## TASK INSTRUCTIONS
Of the lines below, count those containing the word "this". Reply with the number alone.

## EXCERPTED DATA
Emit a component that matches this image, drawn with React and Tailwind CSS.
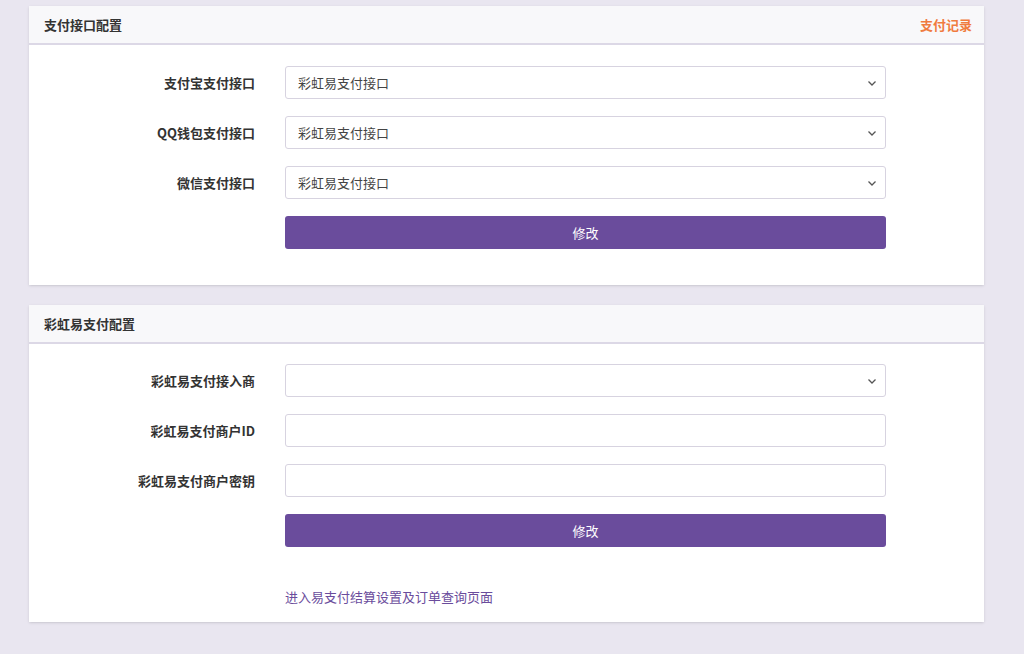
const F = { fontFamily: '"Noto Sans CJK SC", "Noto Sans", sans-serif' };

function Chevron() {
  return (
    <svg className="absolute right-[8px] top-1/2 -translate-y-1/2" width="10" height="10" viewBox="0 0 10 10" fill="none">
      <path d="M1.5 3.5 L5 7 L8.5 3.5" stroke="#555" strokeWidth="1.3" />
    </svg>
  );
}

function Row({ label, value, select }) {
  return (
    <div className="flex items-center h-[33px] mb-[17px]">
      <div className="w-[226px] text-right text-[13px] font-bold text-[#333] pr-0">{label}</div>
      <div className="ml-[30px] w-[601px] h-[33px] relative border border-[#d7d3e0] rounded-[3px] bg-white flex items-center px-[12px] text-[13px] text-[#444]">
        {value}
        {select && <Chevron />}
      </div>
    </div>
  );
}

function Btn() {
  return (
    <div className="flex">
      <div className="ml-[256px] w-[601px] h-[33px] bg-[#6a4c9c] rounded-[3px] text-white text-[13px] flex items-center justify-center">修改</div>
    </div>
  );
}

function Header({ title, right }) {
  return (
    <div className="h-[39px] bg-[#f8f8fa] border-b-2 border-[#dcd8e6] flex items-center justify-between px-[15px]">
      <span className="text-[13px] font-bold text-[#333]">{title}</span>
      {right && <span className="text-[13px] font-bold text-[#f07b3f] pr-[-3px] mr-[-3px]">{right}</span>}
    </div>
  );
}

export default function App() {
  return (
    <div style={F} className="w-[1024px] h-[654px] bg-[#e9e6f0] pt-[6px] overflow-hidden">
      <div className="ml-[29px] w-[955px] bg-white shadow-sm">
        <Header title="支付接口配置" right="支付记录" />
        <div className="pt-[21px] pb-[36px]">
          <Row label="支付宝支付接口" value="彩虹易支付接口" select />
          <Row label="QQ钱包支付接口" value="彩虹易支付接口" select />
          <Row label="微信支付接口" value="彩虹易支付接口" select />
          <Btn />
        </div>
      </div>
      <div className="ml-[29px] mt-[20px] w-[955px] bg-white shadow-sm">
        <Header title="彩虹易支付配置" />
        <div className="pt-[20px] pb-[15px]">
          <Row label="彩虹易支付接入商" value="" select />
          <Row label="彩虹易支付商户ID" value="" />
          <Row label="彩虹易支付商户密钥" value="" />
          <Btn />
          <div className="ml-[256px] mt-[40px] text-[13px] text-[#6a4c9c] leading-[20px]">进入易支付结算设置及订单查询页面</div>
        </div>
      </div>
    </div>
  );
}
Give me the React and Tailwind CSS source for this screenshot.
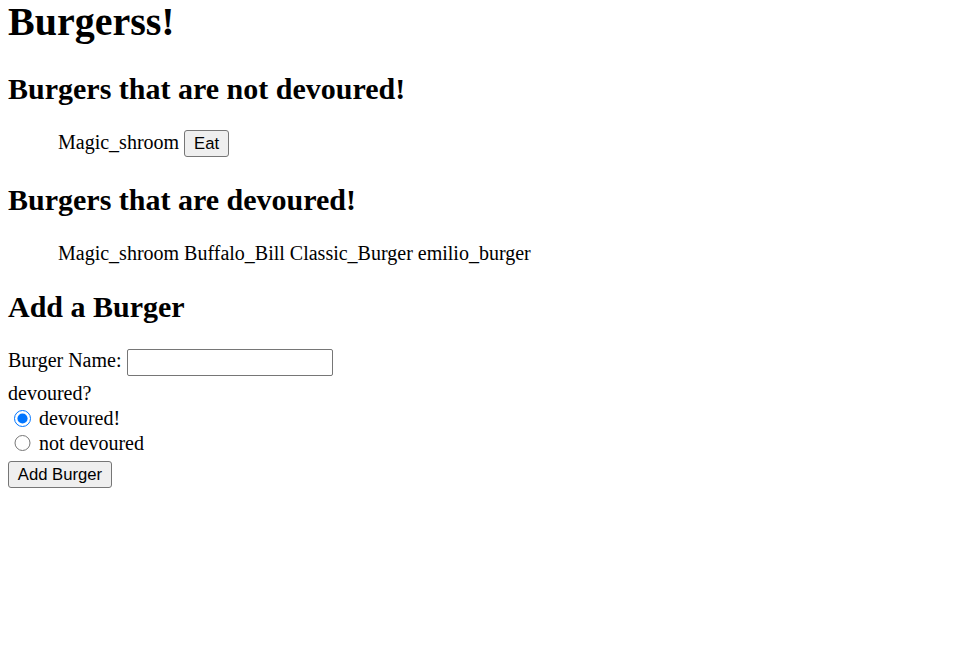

## RESPONSE
2